### Challenge
Pick out the lines containing "code".

### Extracted records

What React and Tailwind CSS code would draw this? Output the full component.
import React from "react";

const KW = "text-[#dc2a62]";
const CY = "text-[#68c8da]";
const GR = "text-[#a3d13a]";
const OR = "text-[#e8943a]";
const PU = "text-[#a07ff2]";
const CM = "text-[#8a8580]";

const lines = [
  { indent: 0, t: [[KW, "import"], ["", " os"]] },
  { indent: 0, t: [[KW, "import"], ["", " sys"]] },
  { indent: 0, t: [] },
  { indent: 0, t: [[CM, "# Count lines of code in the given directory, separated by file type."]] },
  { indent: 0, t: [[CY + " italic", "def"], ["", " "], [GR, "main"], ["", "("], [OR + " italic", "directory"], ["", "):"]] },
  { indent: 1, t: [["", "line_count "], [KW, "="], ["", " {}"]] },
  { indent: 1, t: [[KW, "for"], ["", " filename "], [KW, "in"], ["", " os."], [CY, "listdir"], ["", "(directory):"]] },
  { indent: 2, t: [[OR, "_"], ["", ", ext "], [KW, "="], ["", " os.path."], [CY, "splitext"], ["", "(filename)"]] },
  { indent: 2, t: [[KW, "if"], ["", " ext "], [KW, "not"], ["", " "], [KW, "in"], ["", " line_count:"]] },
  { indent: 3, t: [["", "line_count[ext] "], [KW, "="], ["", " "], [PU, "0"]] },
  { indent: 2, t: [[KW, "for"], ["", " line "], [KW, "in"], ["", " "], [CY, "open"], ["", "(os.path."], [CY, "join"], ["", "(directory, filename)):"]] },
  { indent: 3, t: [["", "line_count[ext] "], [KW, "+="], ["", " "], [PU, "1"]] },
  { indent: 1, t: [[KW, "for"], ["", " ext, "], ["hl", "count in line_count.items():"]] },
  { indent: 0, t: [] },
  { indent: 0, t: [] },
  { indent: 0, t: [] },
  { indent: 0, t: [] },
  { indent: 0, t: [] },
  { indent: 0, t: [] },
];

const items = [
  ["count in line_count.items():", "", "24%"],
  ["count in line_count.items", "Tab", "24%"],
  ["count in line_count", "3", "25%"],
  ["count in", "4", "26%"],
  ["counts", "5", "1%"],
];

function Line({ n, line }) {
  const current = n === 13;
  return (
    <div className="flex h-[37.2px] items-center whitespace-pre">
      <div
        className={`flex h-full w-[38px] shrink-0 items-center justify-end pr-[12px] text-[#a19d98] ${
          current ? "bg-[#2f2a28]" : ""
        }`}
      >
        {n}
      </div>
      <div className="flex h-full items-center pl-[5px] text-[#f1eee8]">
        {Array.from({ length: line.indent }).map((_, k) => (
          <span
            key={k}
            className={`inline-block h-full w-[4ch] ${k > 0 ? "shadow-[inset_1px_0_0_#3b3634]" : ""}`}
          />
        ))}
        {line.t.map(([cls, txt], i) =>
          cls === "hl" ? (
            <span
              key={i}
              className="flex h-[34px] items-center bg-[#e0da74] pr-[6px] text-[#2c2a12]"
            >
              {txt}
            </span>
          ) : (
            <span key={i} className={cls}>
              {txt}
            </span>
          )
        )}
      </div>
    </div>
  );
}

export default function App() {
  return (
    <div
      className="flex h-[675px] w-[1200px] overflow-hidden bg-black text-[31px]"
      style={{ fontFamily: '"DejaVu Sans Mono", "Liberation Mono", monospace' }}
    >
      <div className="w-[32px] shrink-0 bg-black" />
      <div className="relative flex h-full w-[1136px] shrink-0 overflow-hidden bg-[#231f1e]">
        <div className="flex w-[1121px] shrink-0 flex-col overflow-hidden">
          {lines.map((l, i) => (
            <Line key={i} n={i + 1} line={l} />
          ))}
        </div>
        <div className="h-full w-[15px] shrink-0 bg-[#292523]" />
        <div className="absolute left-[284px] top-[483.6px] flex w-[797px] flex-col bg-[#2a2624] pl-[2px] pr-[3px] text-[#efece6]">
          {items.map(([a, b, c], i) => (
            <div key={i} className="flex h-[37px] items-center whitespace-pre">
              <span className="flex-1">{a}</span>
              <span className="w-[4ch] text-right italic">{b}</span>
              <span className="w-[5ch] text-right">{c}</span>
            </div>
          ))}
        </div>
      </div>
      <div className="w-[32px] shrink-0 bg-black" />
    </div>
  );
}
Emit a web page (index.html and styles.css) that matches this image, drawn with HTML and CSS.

### Complete response
What React and Tailwind CSS code would draw this? Output the full component.
  { indent: 0, t: [[CM, "# Count lines of code in the given directory, separated by file type."]] },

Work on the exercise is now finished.